Scientific classification
- Kingdom: Plantae
- Clade: Embryophytes
- Clade: Tracheophytes
- Clade: Spermatophytes
- Clade: Angiosperms
- Clade: Eudicots
- Clade: Rosids
- Order: Fabales
- Family: Fabaceae
- Subfamily: Caesalpinioideae
- Clade: Mimosoid clade
- Genus: Acacia
- Species: A. pinguifolia
- Binomial name: Acacia pinguifolia J.M.Black
- Synonyms: Racosperma pinguifolium (J.M.Black) Pedley

= Acacia pinguifolia =

- Genus: Acacia
- Species: pinguifolia
- Authority: J.M.Black
- Conservation status: EN
- Synonyms: Racosperma pinguifolium (J.M.Black) Pedley

Species of legume

Acacia pinguifolia, commonly known as the fat-leaved wattle or fat-leaf wattle, is endemic to South Australia, and is listed as an endangered species. It is in the Plurinerves section of the Acacias.

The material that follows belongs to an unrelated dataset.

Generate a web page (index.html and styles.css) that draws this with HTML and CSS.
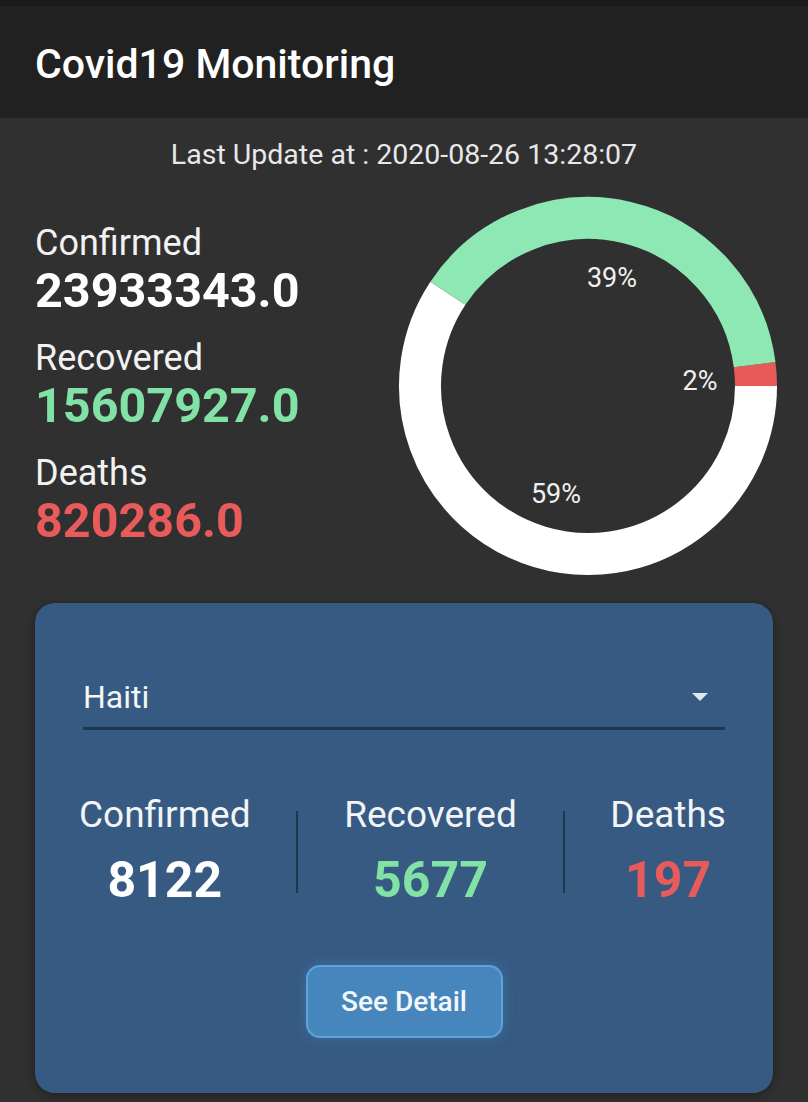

==Distribution and habitat==
It is found on the southern Eyre Peninsula and has a disjunct population near Finniss in the south Lofty region. It mainly grows in sandy or hard alkaline soils, in open scrub or woodland.

==History==
The species was first described in 1947 by the botanist John McConnell Black, from a specimen collected on the Finniss River near Lake Alexandrina, in South Australia. The species epithet, pinguifolia, derives from the Latin adjective, pinguis ("fat") and the compounding root, -folius ("-leaved") to give a Botanical Latin adjective which describes the plant as being "fat-leaved".